## begin Source material
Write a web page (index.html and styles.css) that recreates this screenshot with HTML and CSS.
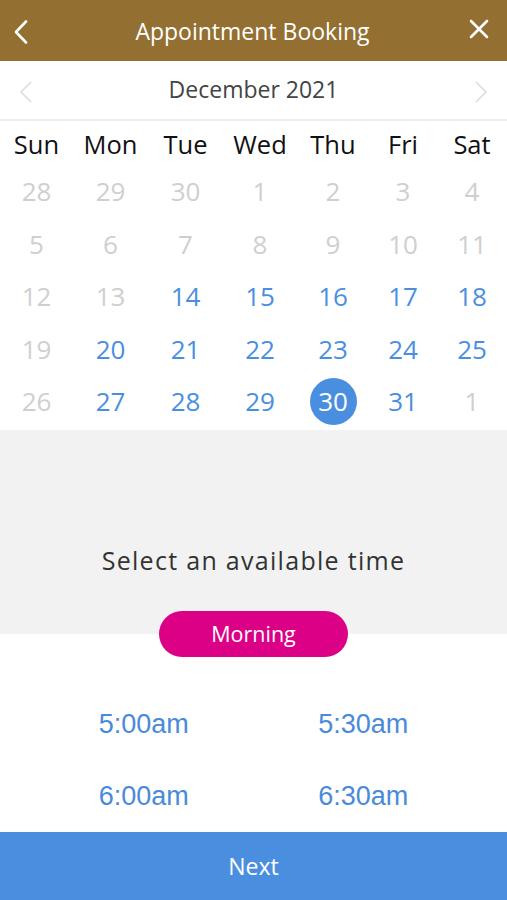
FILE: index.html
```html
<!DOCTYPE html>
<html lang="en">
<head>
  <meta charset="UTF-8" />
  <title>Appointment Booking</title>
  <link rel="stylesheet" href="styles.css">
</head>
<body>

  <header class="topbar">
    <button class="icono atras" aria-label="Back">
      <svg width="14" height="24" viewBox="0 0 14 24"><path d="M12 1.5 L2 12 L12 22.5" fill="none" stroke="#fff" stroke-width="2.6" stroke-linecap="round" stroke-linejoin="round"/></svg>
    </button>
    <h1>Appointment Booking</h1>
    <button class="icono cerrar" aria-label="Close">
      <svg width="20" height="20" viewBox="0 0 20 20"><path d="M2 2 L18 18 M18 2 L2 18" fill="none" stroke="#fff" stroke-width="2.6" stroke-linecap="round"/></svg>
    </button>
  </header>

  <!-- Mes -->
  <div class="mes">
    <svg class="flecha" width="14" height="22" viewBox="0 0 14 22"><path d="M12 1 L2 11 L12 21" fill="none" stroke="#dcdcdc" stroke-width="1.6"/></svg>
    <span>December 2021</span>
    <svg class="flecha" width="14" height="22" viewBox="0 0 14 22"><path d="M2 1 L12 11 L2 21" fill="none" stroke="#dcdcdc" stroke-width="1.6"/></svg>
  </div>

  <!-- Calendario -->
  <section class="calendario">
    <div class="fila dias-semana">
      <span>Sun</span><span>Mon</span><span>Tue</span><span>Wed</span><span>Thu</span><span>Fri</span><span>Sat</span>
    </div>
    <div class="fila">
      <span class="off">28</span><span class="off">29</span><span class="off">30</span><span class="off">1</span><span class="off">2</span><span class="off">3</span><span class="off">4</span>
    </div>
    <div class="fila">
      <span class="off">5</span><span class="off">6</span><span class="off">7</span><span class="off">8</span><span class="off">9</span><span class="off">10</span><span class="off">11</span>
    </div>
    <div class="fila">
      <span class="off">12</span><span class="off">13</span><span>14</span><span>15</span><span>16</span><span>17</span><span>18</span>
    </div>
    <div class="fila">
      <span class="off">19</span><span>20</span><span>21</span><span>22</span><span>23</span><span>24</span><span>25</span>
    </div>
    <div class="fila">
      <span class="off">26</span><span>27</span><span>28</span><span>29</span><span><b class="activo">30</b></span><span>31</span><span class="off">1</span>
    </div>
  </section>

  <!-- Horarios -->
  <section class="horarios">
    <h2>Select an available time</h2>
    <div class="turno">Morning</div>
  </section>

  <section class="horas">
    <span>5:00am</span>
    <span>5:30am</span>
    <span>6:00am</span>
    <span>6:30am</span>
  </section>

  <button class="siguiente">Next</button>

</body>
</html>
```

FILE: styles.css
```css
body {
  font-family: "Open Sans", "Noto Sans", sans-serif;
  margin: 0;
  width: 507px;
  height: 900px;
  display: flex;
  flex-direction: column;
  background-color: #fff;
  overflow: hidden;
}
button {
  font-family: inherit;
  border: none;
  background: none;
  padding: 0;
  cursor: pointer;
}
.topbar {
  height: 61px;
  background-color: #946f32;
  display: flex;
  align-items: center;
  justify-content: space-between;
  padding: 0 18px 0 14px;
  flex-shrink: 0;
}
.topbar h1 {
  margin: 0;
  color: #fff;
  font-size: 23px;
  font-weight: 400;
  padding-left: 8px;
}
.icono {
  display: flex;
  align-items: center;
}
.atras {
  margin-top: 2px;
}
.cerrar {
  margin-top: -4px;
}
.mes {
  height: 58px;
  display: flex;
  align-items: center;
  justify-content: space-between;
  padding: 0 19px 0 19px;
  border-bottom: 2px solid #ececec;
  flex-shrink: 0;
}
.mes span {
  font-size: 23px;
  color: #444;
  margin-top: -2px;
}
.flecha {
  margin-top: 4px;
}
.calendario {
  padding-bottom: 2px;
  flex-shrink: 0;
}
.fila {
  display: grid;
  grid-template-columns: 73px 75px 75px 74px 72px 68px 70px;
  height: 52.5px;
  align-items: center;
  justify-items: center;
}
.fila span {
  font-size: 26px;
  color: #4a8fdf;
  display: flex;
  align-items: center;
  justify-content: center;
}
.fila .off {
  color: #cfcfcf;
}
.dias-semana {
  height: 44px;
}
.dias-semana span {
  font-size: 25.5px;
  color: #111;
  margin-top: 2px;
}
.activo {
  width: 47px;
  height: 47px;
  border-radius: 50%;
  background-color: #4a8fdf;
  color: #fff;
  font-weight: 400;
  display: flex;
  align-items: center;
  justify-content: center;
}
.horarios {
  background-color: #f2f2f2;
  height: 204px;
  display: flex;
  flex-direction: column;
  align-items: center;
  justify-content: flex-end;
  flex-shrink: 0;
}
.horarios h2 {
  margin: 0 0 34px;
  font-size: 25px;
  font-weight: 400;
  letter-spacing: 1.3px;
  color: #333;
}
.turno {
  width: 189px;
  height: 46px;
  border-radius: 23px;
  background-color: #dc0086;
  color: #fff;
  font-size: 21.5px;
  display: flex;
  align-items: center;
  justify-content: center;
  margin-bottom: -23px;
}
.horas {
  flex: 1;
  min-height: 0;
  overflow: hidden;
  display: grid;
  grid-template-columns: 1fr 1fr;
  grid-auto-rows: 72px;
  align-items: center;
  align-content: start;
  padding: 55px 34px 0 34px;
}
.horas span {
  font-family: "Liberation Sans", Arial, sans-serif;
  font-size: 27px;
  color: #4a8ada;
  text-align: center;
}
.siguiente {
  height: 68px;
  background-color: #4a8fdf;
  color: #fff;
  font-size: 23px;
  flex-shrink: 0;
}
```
## end Source material
Aim: Repeat the material above word for word, please, apart from its images.

Complete output:
Write a web page (index.html and styles.css) that recreates this screenshot with HTML and CSS.
FILE: index.html
```html
<!DOCTYPE html>
<html lang="en">
<head>
  <meta charset="UTF-8" />
  <title>Appointment Booking</title>
  <link rel="stylesheet" href="styles.css">
</head>
<body>

  <header class="topbar">
    <button class="icono atras" aria-label="Back">
      <svg width="14" height="24" viewBox="0 0 14 24"><path d="M12 1.5 L2 12 L12 22.5" fill="none" stroke="#fff" stroke-width="2.6" stroke-linecap="round" stroke-linejoin="round"/></svg>
    </button>
    <h1>Appointment Booking</h1>
    <button class="icono cerrar" aria-label="Close">
      <svg width="20" height="20" viewBox="0 0 20 20"><path d="M2 2 L18 18 M18 2 L2 18" fill="none" stroke="#fff" stroke-width="2.6" stroke-linecap="round"/></svg>
    </button>
  </header>

  <!-- Mes -->
  <div class="mes">
    <svg class="flecha" width="14" height="22" viewBox="0 0 14 22"><path d="M12 1 L2 11 L12 21" fill="none" stroke="#dcdcdc" stroke-width="1.6"/></svg>
    <span>December 2021</span>
    <svg class="flecha" width="14" height="22" viewBox="0 0 14 22"><path d="M2 1 L12 11 L2 21" fill="none" stroke="#dcdcdc" stroke-width="1.6"/></svg>
  </div>

  <!-- Calendario -->
  <section class="calendario">
    <div class="fila dias-semana">
      <span>Sun</span><span>Mon</span><span>Tue</span><span>Wed</span><span>Thu</span><span>Fri</span><span>Sat</span>
    </div>
    <div class="fila">
      <span class="off">28</span><span class="off">29</span><span class="off">30</span><span class="off">1</span><span class="off">2</span><span class="off">3</span><span class="off">4</span>
    </div>
    <div class="fila">
      <span class="off">5</span><span class="off">6</span><span class="off">7</span><span class="off">8</span><span class="off">9</span><span class="off">10</span><span class="off">11</span>
    </div>
    <div class="fila">
      <span class="off">12</span><span class="off">13</span><span>14</span><span>15</span><span>16</span><span>17</span><span>18</span>
    </div>
    <div class="fila">
      <span class="off">19</span><span>20</span><span>21</span><span>22</span><span>23</span><span>24</span><span>25</span>
    </div>
    <div class="fila">
      <span class="off">26</span><span>27</span><span>28</span><span>29</span><span><b class="activo">30</b></span><span>31</span><span class="off">1</span>
    </div>
  </section>

  <!-- Horarios -->
  <section class="horarios">
    <h2>Select an available time</h2>
    <div class="turno">Morning</div>
  </section>

  <section class="horas">
    <span>5:00am</span>
    <span>5:30am</span>
    <span>6:00am</span>
    <span>6:30am</span>
  </section>

  <button class="siguiente">Next</button>

</body>
</html>
```

FILE: styles.css
```css
body {
  font-family: "Open Sans", "Noto Sans", sans-serif;
  margin: 0;
  width: 507px;
  height: 900px;
  display: flex;
  flex-direction: column;
  background-color: #fff;
  overflow: hidden;
}
button {
  font-family: inherit;
  border: none;
  background: none;
  padding: 0;
  cursor: pointer;
}
.topbar {
  height: 61px;
  background-color: #946f32;
  display: flex;
  align-items: center;
  justify-content: space-between;
  padding: 0 18px 0 14px;
  flex-shrink: 0;
}
.topbar h1 {
  margin: 0;
  color: #fff;
  font-size: 23px;
  font-weight: 400;
  padding-left: 8px;
}
.icono {
  display: flex;
  align-items: center;
}
.atras {
  margin-top: 2px;
}
.cerrar {
  margin-top: -4px;
}
.mes {
  height: 58px;
  display: flex;
  align-items: center;
  justify-content: space-between;
  padding: 0 19px 0 19px;
  border-bottom: 2px solid #ececec;
  flex-shrink: 0;
}
.mes span {
  font-size: 23px;
  color: #444;
  margin-top: -2px;
}
.flecha {
  margin-top: 4px;
}
.calendario {
  padding-bottom: 2px;
  flex-shrink: 0;
}
.fila {
  display: grid;
  grid-template-columns: 73px 75px 75px 74px 72px 68px 70px;
  height: 52.5px;
  align-items: center;
  justify-items: center;
}
.fila span {
  font-size: 26px;
  color: #4a8fdf;
  display: flex;
  align-items: center;
  justify-content: center;
}
.fila .off {
  color: #cfcfcf;
}
.dias-semana {
  height: 44px;
}
.dias-semana span {
  font-size: 25.5px;
  color: #111;
  margin-top: 2px;
}
.activo {
  width: 47px;
  height: 47px;
  border-radius: 50%;
  background-color: #4a8fdf;
  color: #fff;
  font-weight: 400;
  display: flex;
  align-items: center;
  justify-content: center;
}
.horarios {
  background-color: #f2f2f2;
  height: 204px;
  display: flex;
  flex-direction: column;
  align-items: center;
  justify-content: flex-end;
  flex-shrink: 0;
}
.horarios h2 {
  margin: 0 0 34px;
  font-size: 25px;
  font-weight: 400;
  letter-spacing: 1.3px;
  color: #333;
}
.turno {
  width: 189px;
  height: 46px;
  border-radius: 23px;
  background-color: #dc0086;
  color: #fff;
  font-size: 21.5px;
  display: flex;
  align-items: center;
  justify-content: center;
  margin-bottom: -23px;
}
.horas {
  flex: 1;
  min-height: 0;
  overflow: hidden;
  display: grid;
  grid-template-columns: 1fr 1fr;
  grid-auto-rows: 72px;
  align-items: center;
  align-content: start;
  padding: 55px 34px 0 34px;
}
.horas span {
  font-family: "Liberation Sans", Arial, sans-serif;
  font-size: 27px;
  color: #4a8ada;
  text-align: center;
}
.siguiente {
  height: 68px;
  background-color: #4a8fdf;
  color: #fff;
  font-size: 23px;
  flex-shrink: 0;
}
```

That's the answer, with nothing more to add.